The sails will also require less re-tensioning during the life of the sails because of the great stiffness and because the warp and weft fibres will better share the loads generated by the wind.
The balanced compensations of the shade cloth sails made the tensioning of the sails very simple as the attachments were all tensioned evenly and concurrently. This resulted in an even pre-stress throughout the sails.
If the sail was made of another brand of monofilament shade cloth, the contractor would not have been able to tension evenly in all corners or achieve an optimum installation. Such a sail would actually require very different amounts of tensioning in each corner.
- ‘The fabric appears to be holding its cut length throughout the process as all six seams came together and matched on the dot.’
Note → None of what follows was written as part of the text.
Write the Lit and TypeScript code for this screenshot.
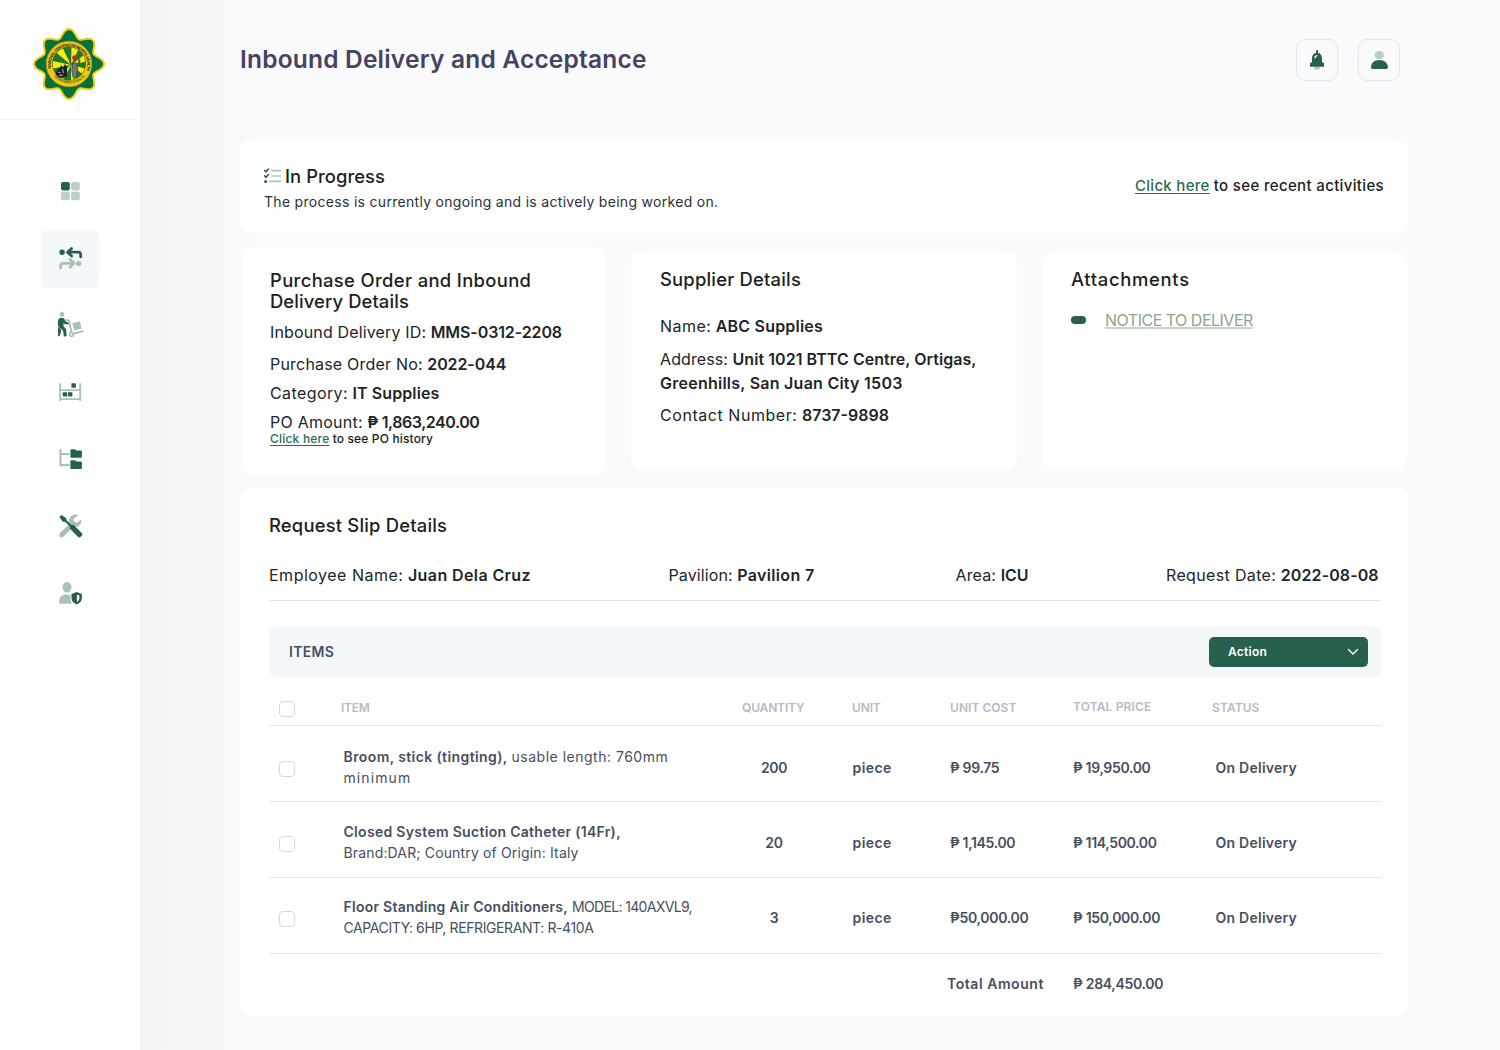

- ‘The fabric does not curl and is easy to handle at the machine. Using an Adler twin needle compound feed machine there were no problems. The number 26 needle shows no filament breakage so the strength should be intact.’
- ‘The fabric was moved a lot on our table. All edges have been cut with a hot knife. It has been folded a number of times in no particular fashion so it was a significant test to see how well it came out when placed under tension and shape especially as a fabric can sit on site for some time whilst site work is completed.’
- ‘The fabric laid very flat on the table and the equal compensations made the matching of adjoining seams very quick and accurate.’
A complete solution.
- The GALE Pacific Commercial Heavy shade cloth, webbing edges and ratchet tensioners have worked very well. Efficient and quick installation has resulted in an even level of pre-stress in all directions. The long term performance is expected to be favourable and superior to other monofilament shade cloths on the market since the Commercial Heavy cloth:
- Better retains its physical properties, design shape, safety factors and structural reliability over time.
- This contributes to lower stretch over the life of the shade cloth structure.
- Requires less re-tensioning.
- Less likely to run out of adjustment at attachment points.
- Better retains its UVR Block Percentage and Shade Factor throughout the life of the shade cloth.